The Breakfast Table

Clinton Interview 5.0

Dear Marjorie,

It sounds to me like you have deep reasons to be sick of the presidential race. I don’t. I’m just tired and bored. I did my first interview with George W. Bush two and a half years ago. He’s saying roughly the same things now that he was saying then. (And saying them the same way. “He’s not stupid, but he frequently stumbles over his sentences and has trouble pronouncing long words,” I wrote in my journal after our first conversation on May 1, 1998.) Gore is saying somewhat different things than he used to, but he is still the same Gore.

They’re both relatively interesting people–relative to most people, anyway. (If you don’t believe me, try interviewing undecided voters.) But not even a presidential candidate makes good copy after a while. I’m sick of trying to find new angles on these guys.

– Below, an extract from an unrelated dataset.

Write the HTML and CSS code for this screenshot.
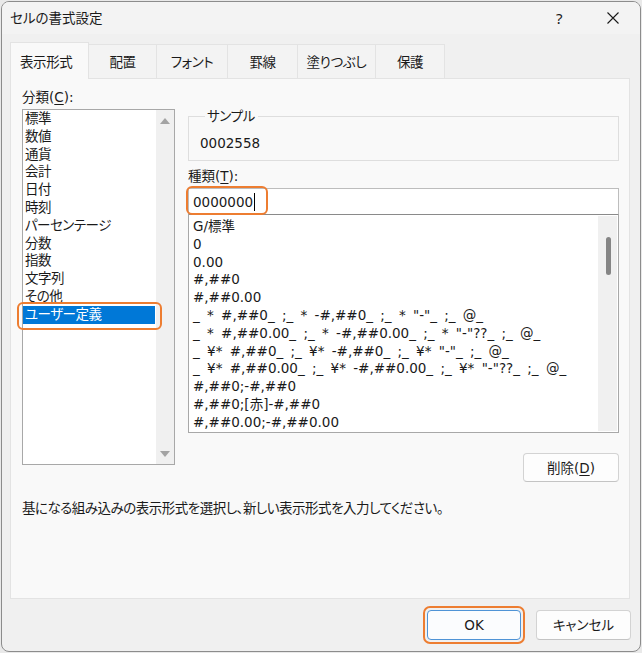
FILE: index.html
```html
<!DOCTYPE html>
<html lang="ja">
<head>
<meta charset="utf-8">
<title>セルの書式設定</title>
<link rel="stylesheet" href="styles.css">
</head>
<body>
<div class="window">
  <div class="titlebar">
    <span class="title">セルの書式設定</span>
    <span class="help">?</span>
    <span class="close"><svg width="12" height="12" viewBox="0 0 12 12"><path d="M0.5 0.5 L11.5 11.5 M11.5 0.5 L0.5 11.5" stroke="#1a1a1a" stroke-width="1.1" fill="none"/></svg></span>
  </div>
  <div class="tabs">
    <div class="tab t1 active">表示形式</div>
    <div class="tab t2">配置</div>
    <div class="tab t3">フォント</div>
    <div class="tab t4">罫線</div>
    <div class="tab t5">塗りつぶし</div>
    <div class="tab t6">保護</div>
  </div>
  <div class="panel">
    <div class="columns">
      <div class="leftcol">
        <div class="label">分類(<u>C</u>):</div>
        <div class="catbox">
          <ul class="catlist">
            <li>標準</li>
            <li>数値</li>
            <li>通貨</li>
            <li>会計</li>
            <li>日付</li>
            <li>時刻</li>
            <li>パーセンテージ</li>
            <li>分数</li>
            <li>指数</li>
            <li>文字列</li>
            <li>その他</li>
            <li class="selected">ユーザー定義</li>
          </ul>
          <div class="vscroll">
            <span class="arrow up"></span>
            <span class="arrow down"></span>
          </div>
          <span class="mark mark-cat"></span>
        </div>
      </div>
      <div class="rightcol">
        <fieldset class="sample">
          <legend>サンプル</legend>
          <div class="sample-value">0002558</div>
        </fieldset>
        <div class="label type-label">種類(<u>T</u>):</div>
        <div class="inputbox">
          <span class="input-text">0000000</span><span class="caret"></span>
          <span class="mark mark-input"></span>
        </div>
        <div class="fmtbox">
          <ul class="fmtlist">
            <li>G/標準</li>
            <li>0</li>
            <li>0.00</li>
            <li>#,##0</li>
            <li>#,##0.00</li>
            <li>_ * #,##0_ ;_ * -#,##0_ ;_ * "-"_ ;_ @_</li>
            <li>_ * #,##0.00_ ;_ * -#,##0.00_ ;_ * "-"??_ ;_ @_</li>
            <li>_ ¥* #,##0_ ;_ ¥* -#,##0_ ;_ ¥* "-"_ ;_ @_</li>
            <li>_ ¥* #,##0.00_ ;_ ¥* -#,##0.00_ ;_ ¥* "-"??_ ;_ @_</li>
            <li>#,##0;-#,##0</li>
            <li>#,##0;[赤]-#,##0</li>
            <li>#,##0.00;-#,##0.00</li>
          </ul>
          <div class="vscroll2"><span class="thumb"></span></div>
        </div>
        <div class="delete-row">
          <button class="btn delete">削除(<u>D</u>)</button>
        </div>
      </div>
    </div>
    <p class="desc">基になる組み込みの表示形式を選択し、新しい表示形式を入力してください。</p>
  </div>
  <div class="footer">
    <span class="ok-mark"><button class="btn ok">OK</button></span>
    <button class="btn cancel">キャンセル</button>
  </div>
</div>
</body>
</html>
```
FILE: styles.css
```css
* { box-sizing: border-box; }
html, body { margin: 0; padding: 0; }
body {
  background: #e9e9e9;
  font-family: "DejaVu Sans", "Noto Sans CJK JP", sans-serif;
  font-size: 13.5px;
  color: #1a1a1a;
  font-feature-settings: "palt";
}
u { text-decoration-thickness: 1px; text-underline-offset: 2px; }

.window {
  margin: 1px 0 0 1px;
  width: 640px;
  height: 651px;
  border: 1px solid #8c8c8c;
  border-radius: 8px;
  background: #f0f0f0;
  display: flex;
  flex-direction: column;
  overflow: hidden;
}

.titlebar {
  height: 32px;
  display: flex;
  align-items: center;
  padding-left: 8px;
  background: #f3f3f3;
}
.title { flex: 1; line-height: 20px; }
.help { width: 16px; margin-right: 35px; font-family: "Noto Sans", sans-serif; font-size: 15px; line-height: 20px; }
.close { width: 12px; height: 12px; margin-right: 21px; display: flex; }

.tabs {
  margin-top: 10px;
  padding-left: 8px;
  display: flex;
  height: 34px;
  position: relative;
  z-index: 1;
  letter-spacing: -0.4px;
}
.tab {
  height: 34px;
  border: 1px solid #e3e3e3;
  border-left: none;
  border-bottom: none;
  background: #f3f3f3;
  display: flex;
  align-items: center;
  justify-content: center;
  line-height: 20px;
}
.tab.active {
  border-left: 1px solid #e3e3e3;
  background: #f9f9f9;
  height: 37px;
  margin-top: -2px;
  padding-top: 2px;
  justify-content: flex-start;
  padding-left: 9px;
}
.t1 { width: 79px; }
.t2 { width: 68px; }
.t3 { width: 71px; }
.t4 { width: 70px; }
.t5 { width: 78px; }
.t6 { width: 69px; }

.panel {
  margin-left: 8px;
  width: 620px;
  height: 521px;
  border: 1px solid #e3e3e3;
  background: #f9f9f9;
  padding: 0 10px 0 11px;
}

.columns {
  display: flex;
  gap: 13px;
}
.leftcol { width: 153px; }
.rightcol { width: 431px; }

.label { line-height: 20px; }
.leftcol .label { margin-top: 8px; }

.catbox {
  margin-top: 2px;
  height: 356px;
  border: 1px solid #a8a8a8;
  background: #fff;
  display: flex;
  position: relative;
}
.catlist {
  list-style: none;
  margin: 0;
  padding: 0;
  flex: 1;
  letter-spacing: -0.5px;
}
.catlist li {
  line-height: 17.8px;
  height: 17.8px;
  padding-left: 2px;
  white-space: nowrap;
}
.catlist li.selected {
  background: #0078d7;
  color: #fff;
  margin-right: 1px;
}
.vscroll {
  width: 18px;
  background: #f0f0f0;
  display: flex;
  flex-direction: column;
  justify-content: space-between;
  align-items: center;
  padding: 8px 0 7px;
}
.arrow {
  width: 0; height: 0;
  border-left: 5px solid transparent;
  border-right: 5px solid transparent;
}
.arrow.up { border-bottom: 6px solid #a3a3a3; }
.arrow.down { border-top: 6px solid #a3a3a3; }

.mark {
  position: absolute;
  border: 2.5px solid #ed7d31;
  border-radius: 6px;
  pointer-events: none;
}
.mark-cat { left: -6px; top: 192px; width: 145px; height: 28px; }

.sample {
  margin: 27px 0 0 0;
  padding: 7px 10px 7px 11px;
  border: 1px solid #dedede;
  min-width: 0;
}
.sample legend {
  padding: 0 3px 0 2px;
  margin-left: 5px;
  line-height: 20px;
  letter-spacing: -0.4px;
}
.sample-value { line-height: 20px; }

.type-label { margin-top: 5px; }

.inputbox {
  margin-top: 2px;
  height: 27px;
  border: 1px solid #bdbdbd;
  border-bottom: 1px solid #8a8a8a;
  background: #fff;
  display: flex;
  align-items: center;
  padding-left: 4px;
  position: relative;
}
.input-text { line-height: 20px; }
.caret { width: 1px; height: 18px; background: #000; margin-left: 1px; }
.mark-input { left: -3px; top: -3px; width: 82px; height: 29px; }

.fmtbox {
  height: 218px;
  border: 1px solid #a8a8a8;
  border-top: none;
  background: #fff;
  display: flex;
  padding: 0 1px 1px 0;
}
.fmtlist {
  list-style: none;
  margin: 0;
  padding: 3px 0 0 4px;
  flex: 1;
  overflow: hidden;
  word-spacing: 3px;
}
.fmtlist li {
  line-height: 17.8px;
  height: 17.8px;
  white-space: pre;
}
.vscroll2 {
  width: 19px;
  margin-top: 1px;
  background: #f0f0f0;
  display: flex;
  justify-content: center;
  padding-top: 21px;
  padding-left: 1px;
}
.thumb {
  width: 5px;
  height: 38px;
  border-radius: 3px;
  background: #858585;
}

.delete-row {
  display: flex;
  justify-content: flex-end;
  margin-top: 20px;
}
.btn {
  font-family: "DejaVu Sans", "Noto Sans CJK JP", sans-serif;
  font-size: 13.5px;
  color: #1a1a1a;
  font-feature-settings: "palt";
  background: #fdfdfd;
  border: 1px solid #d3d3d3;
  border-bottom-color: #c4c4c4;
  border-radius: 4px;
  padding: 0;
  line-height: 20px;
}
.delete { width: 96px; height: 29px; }

.desc {
  margin: 16px 0 0 0;
  line-height: 20px;
  letter-spacing: -0.5px;
}

.footer {
  flex: 1;
  display: flex;
  justify-content: flex-end;
  align-items: center;
  padding-right: 9px;
  gap: 11px;
}
.ok-mark {
  display: flex;
  border: 2.5px solid #ed7d31;
  border-radius: 7px;
  padding: 2px;
}
.ok {
  width: 94px;
  height: 30px;
  border: 1px solid #4f93d6;
  background: #fbfcfe;
}
.cancel { width: 95px; height: 30px; }
```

Now that I’ve revealed myself as essentially shallow, on to Esquire. The Clinton interview was amazing, I agree, but not for the obvious reasons. All that business about what a great president he has been, how he has been hounded by the Radical Right, how the GOP owes him an apology, blah, blah, blah, blah–it was so perfectly Clinton. Too perfectly Clinton. You could have programmed a computer to produce that interview: Input self-pity here, self-aggrandizement there, write the code for self-justification, and–boom–Clinton Interview 5.0.

Nothing new. What was new, and really, really cringe-making, was the interviewer. Did you read his questions? At one point he asked Clinton if it was fair to say he had brought government back to the people. At another point he asked the president if he still has his Mustang. Come on.

I’m not the sort of faux tough-guy journalist who believes the only honest questions are mean questions. There’s a place for softballs. Larry King, for one, asks a lot of how-did-you-feel?-type questions that are easy enough to mock, but that can also be effective and evocative. But there’s a difference between using a soft touch and sucking up. The Esquire guy sucked up. In fact, he slobbered.

No one is slobbering over Rep. Jim Moran at the moment. (Note here my use of Paragraph Transition Helper 5.0.) Yes, he is my congressman, and, yes, I feel a little sorry for him, too. It’s not that I have trouble believing anything unsavory I read about him. I once sat across from Moran at dinner. He struck me as thoroughly 19-century, and I mean that as half a compliment. He’s big and loud and charming and physical. I can imagine him taking shady loans from lobbyist buddies. At least.

What I can’t imagine him doing is racking up huge credit card debts. But apparently he did, which is part of the reason he had such money problems. A man charged with shaping the federal budget is paying the monthly minimums on his Discover card? You don’t have to be a much of a fiscal conservative to find that objectionable somehow.

But that’s not even what really gets me about it. Maxing out on your credit cards is embarrassing. It’s an undignified thing to do, particularly if you’re a member of Congress and even if you’re Jim Moran. But he did it, and now everyone knows about it. Which is why I feel sorry for him.